■ Description of the task ■
Scan the data for "components" and copy the lines it appears in.

■ Dataset content ■
——————————

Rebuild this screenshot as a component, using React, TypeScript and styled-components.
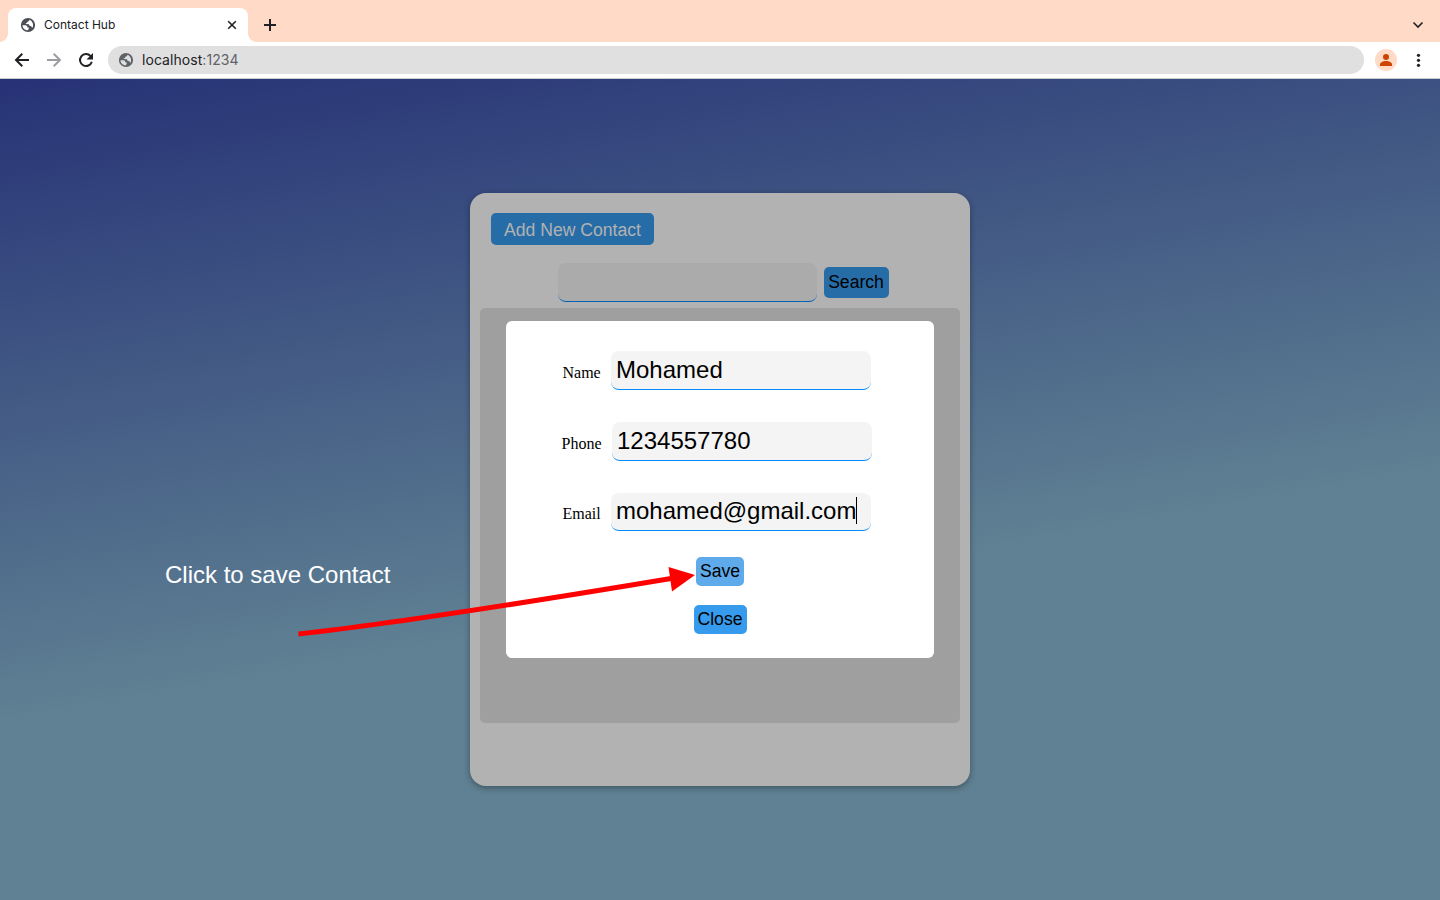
import React from "react";
import styled, { createGlobalStyle } from "styled-components";

const Global = createGlobalStyle`
  * { box-sizing: border-box; }
  html, body { margin: 0; height: 100%; overflow: hidden; }
  #root { height: 100%; }
`;

const Browser = styled.div`
  position: relative;
  display: flex;
  flex-direction: column;
  width: 1440px;
  height: 900px;
  overflow: hidden;
  color: #202124;
  font-family: Inter, Roboto, "Liberation Sans", sans-serif;
`;

const TabStrip = styled.div`
  display: flex;
  align-items: flex-end;
  height: 42px;
  padding-left: 8px;
  background: #ffdac7;
`;

const Tab = styled.div`
  display: flex;
  align-items: center;
  width: 240px;
  height: 34px;
  padding: 0 10px 0 12px;
  background: #fff;
  border-radius: 8px 8px 0 0;
  position: relative;
  &::before, &::after {
    content: "";
    position: absolute;
    bottom: 0;
    width: 8px;
    height: 8px;
  }
  &::before {
    left: -8px;
    background: radial-gradient(circle at 0 0, transparent 7.5px, #fff 8px);
  }
  &::after {
    right: -8px;
    background: radial-gradient(circle at 100% 0, transparent 7.5px, #fff 8px);
  }
`;

const TabTitle = styled.span`
  flex: 1;
  margin-left: 8px;
  padding-bottom: 2px;
  font-size: 12px;
`;

const Icon = styled.svg`
  display: block;
  flex: none;
`;

const NewTab = styled.div`
  margin: 0 auto 9px 14px;
`;

const TabMenu = styled.div`
  margin: 0 14px 9px 0;
`;

const Toolbar = styled.div`
  display: flex;
  align-items: center;
  height: 37px;
  padding: 0 14px 1px 14px;
  border-bottom: 1px solid #c9cbcd;
  background: #fff;
`;

const NavButtons = styled.div`
  display: flex;
  gap: 16px;
`;

const AddressBar = styled.div`
  display: flex;
  align-items: center;
  flex: 1;
  height: 28px;
  margin: 1px 11px 0 14px;
  padding-left: 10px;
  border-radius: 14px;
  background: #e0e0e0;
  font-size: 14px;
  letter-spacing: 0.06px;
`;

const Host = styled.span`
  margin-left: 8px;
  padding-bottom: 2px;
`;

const Port = styled.span`
  padding-bottom: 2px;
  color: #5f6368;
`;

const Avatar = styled.div`
  display: grid;
  place-items: center;
  width: 22px;
  height: 22px;
  margin-right: 13px;
  border-radius: 50%;
  background: #ffdac7;
`;

const Page = styled.main`
  display: flex;
  flex: 1;
  justify-content: center;
  align-items: flex-start;
  padding-top: 114px;
  background: linear-gradient(170deg, #263276 0%, #5f8193 60%, #5f8193 100%);
`;

const Card = styled.section`
  display: flex;
  flex-direction: column;
  align-items: flex-start;
  width: 500px;
  height: 593px;
  padding: 20px 10px 0;
  border-radius: 16px;
  background: #b2b2b2;
  box-shadow: 0 2px 6px rgba(0, 0, 0, 0.35);
`;

const Button = styled.button<{ $w: number; $h: number; $bg: string; $color?: string; $pad?: string }>`
  width: ${(p) => p.$w}px;
  height: ${(p) => p.$h}px;
  padding: ${(p) => p.$pad ?? "0 0 1px"};
  border: 0;
  border-radius: 5px;
  background: ${(p) => p.$bg};
  color: ${(p) => p.$color ?? "#000"};
  font: 17.6px "Liberation Sans", Arial, sans-serif;
  white-space: nowrap;
`;

const AddRow = styled.div`
  display: flex;
  margin-left: 11px;
`;

const SearchRow = styled.div`
  display: flex;
  align-items: flex-start;
  gap: 7px;
  margin: 18px 0 6px 78px;
  ${Button} { margin-top: 4px; }
`;

const Field = styled.div<{ $dim?: boolean; $w?: number; $h?: number }>`
  display: flex;
  align-items: center;
  width: ${(p) => p.$w ?? 260}px;
  height: ${(p) => p.$h ?? 39}px;
  padding: 0 5px 1px;
  border-bottom: 1px solid ${(p) => (p.$dim ? "#0062b3" : "#008cff")};
  border-radius: 8px;
  background: ${(p) => (p.$dim ? "#ababab" : "#f4f4f4")};
  color: #000;
  font: 24px "Liberation Sans", Arial, sans-serif;
`;

const Caret = styled.span`
  width: 1px;
  height: 27px;
  margin-bottom: 2px;
  background: #000;
`;

const ContactList = styled.div`
  display: flex;
  justify-content: center;
  align-items: flex-start;
  width: 480px;
  height: 415px;
  padding-top: 13px;
  border-radius: 5px;
  background: #9f9f9f;
`;

const Modal = styled.form`
  display: flex;
  flex-direction: column;
  align-items: center;
  width: 428px;
  height: 337px;
  padding-top: 30px;
  border-radius: 6px;
  background: #fff;
`;

const FormRow = styled.div<{ $indent: number; $gap: number }>`
  display: flex;
  align-self: flex-start;
  align-items: flex-start;
  height: 39px;
  margin: 0 0 ${(p) => p.$gap}px ${(p) => p.$indent}px;
`;

const Label = styled.label<{ $w: number; $top?: number }>`
  width: ${(p) => p.$w}px;
  padding-top: ${(p) => p.$top ?? 12}px;
  color: #000;
  font: 16px/20px "Liberation Serif", "Times New Roman", serif;
`;

const Actions = styled.div`
  display: flex;
  flex-direction: column;
  align-items: center;
  gap: 19px;
`;

const Note = styled.div`
  position: absolute;
  left: 165px;
  top: 561px;
  color: #fff;
  font: 24px/28px "Liberation Sans", Arial, sans-serif;
  white-space: nowrap;
`;

const Arrow = styled.svg`
  position: absolute;
  left: 290px;
  top: 560px;
`;

const Globe = ({ color, hole }: { color: string; hole: string }) => (
  <Icon width="16" height="16" viewBox="0 0 16 16">
    <circle cx="8" cy="8" r="7.1" fill={color} />
    <path
      d="M2.5 8.2H5.2C6.7 8.2 7.4 9 7.2 10.2L8.7 10.5V11.9L7.8 13.3C4.8 13.1 2.5 11.1 2.5 8.200ZM9.4 2.8C9.5 4.100 8.8 4.5 7.3 4.700L7.100 6 5.8 6.3V7.100L8.9 7.3 9.7 9.100H11.2L11.8 10.6H12.6C14 7.5 12.4 4 9.4 2.800Z"
      fill={hole}
    />
  </Icon>
);

const stroke = { fill: "none", strokeWidth: 2 };

export default function App() {
  return (
    <Browser>
      <Global />
      <TabStrip>
        <Tab>
          <Globe color="#4b4e55" hole="#fff" />
          <TabTitle>Contact Hub</TabTitle>
          <Icon width="12" height="12" viewBox="0 0 12 12">
            <path d="M2.2 2.2 9.8 9.8M9.8 2.2 2.2 9.8" stroke="#202124" fill="none" strokeWidth="1.6" />
          </Icon>
        </Tab>
        <NewTab>
          <Icon width="16" height="16" viewBox="0 0 16 16">
            <path d="M8 2V14M2 8H14" stroke="#202124" {...stroke} />
          </Icon>
        </NewTab>
        <TabMenu>
          <Icon width="16" height="16" viewBox="0 0 16 16">
            <path d="M3.5 5.5 8 10 12.5 5.5" stroke="#202124" fill="none" strokeWidth="1.6" />
          </Icon>
        </TabMenu>
      </TabStrip>
      <Toolbar>
        <NavButtons>
          <Icon width="16" height="16" viewBox="0 0 16 16">
            <path d="M15 8H2.5M8.3 1.7 2 8 8.3 14.3" stroke="#202124" {...stroke} />
          </Icon>
          <Icon width="16" height="16" viewBox="0 0 16 16">
            <path d="M1 8H13.5M7.7 1.7 14 8 7.7 14.3" stroke="#9b9da0" {...stroke} />
          </Icon>
          <Icon width="16" height="16" viewBox="0 0 16 16">
            <path d="M12.5 4A6 6 0 1 0 13.8 9.7" stroke="#202124" {...stroke} />
            <path d="M15 1V7.5H8.5Z" fill="#202124" />
          </Icon>
        </NavButtons>
        <AddressBar>
          <Globe color="#5f6368" hole="#e0e0e0" />
          <Host>localhost</Host>
          <Port>:1234</Port>
        </AddressBar>
        <Avatar>
          <Icon width="14" height="14" viewBox="0 0 14 14">
            <circle cx="7" cy="4" r="3" fill="#cc4400" />
            <path d="M1 13V11.5C1 9.2 4 8 7 8S13 9.2 13 11.5V13Z" fill="#cc4400" />
          </Icon>
        </Avatar>
        <Icon width="16" height="16" viewBox="0 0 16 16">
          <circle cx="8.5" cy="3.3" r="1.6" fill="#202124" />
          <circle cx="8.5" cy="8.3" r="1.6" fill="#202124" />
          <circle cx="8.5" cy="13.3" r="1.6" fill="#202124" />
        </Icon>
      </Toolbar>
      <Page>
        <Card>
          <AddRow>
            <Button $w={163} $h={32} $bg="#266da8" $color="#b2b2b2" $pad="2px 0 0">Add New Contact</Button>
          </AddRow>
          <SearchRow>
            <Field $dim $w={259} />
            <Button $w={65} $h={31} $bg="#266da8" $pad="0 1px 1px 0">Search</Button>
          </SearchRow>
          <ContactList>
            <Modal>
              <FormRow $indent={56.5} $gap={32}>
                <Label $w={48.5}>Name</Label>
                <Field>Mohamed</Field>
              </FormRow>
              <FormRow $indent={55.5} $gap={32}>
                <Label $w={50.5}>Phone</Label>
                <Field>1234557780</Field>
              </FormRow>
              <FormRow $indent={56.5} $gap={25}>
                <Label $w={48.5} $top={11}>Email</Label>
                <Field $h={38}>mohamed@gmail.com<Caret /></Field>
              </FormRow>
              <Actions>
                <Button type="button" $w={48} $h={29} $bg="#5eaaea">Save</Button>
                <Button type="button" $w={53} $h={29} $bg="#369bec">Close</Button>
              </Actions>
            </Modal>
          </ContactList>
        </Card>
      </Page>
      <Note>Click to save Contact</Note>
      <Arrow width="410" height="80" viewBox="290 560 410 80">
        <path d="M298.5 634C400 623 560 597 674 578" fill="none" stroke="#f00" strokeWidth="5" />
        <path d="M695 575 668.5 567 672 591.5Z" fill="#f00" />
      </Arrow>
    </Browser>
  );
}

——————————

■ Solved exercise ■
Rebuild this screenshot as a component, using React, TypeScript and styled-components.
import styled, { createGlobalStyle } from "styled-components";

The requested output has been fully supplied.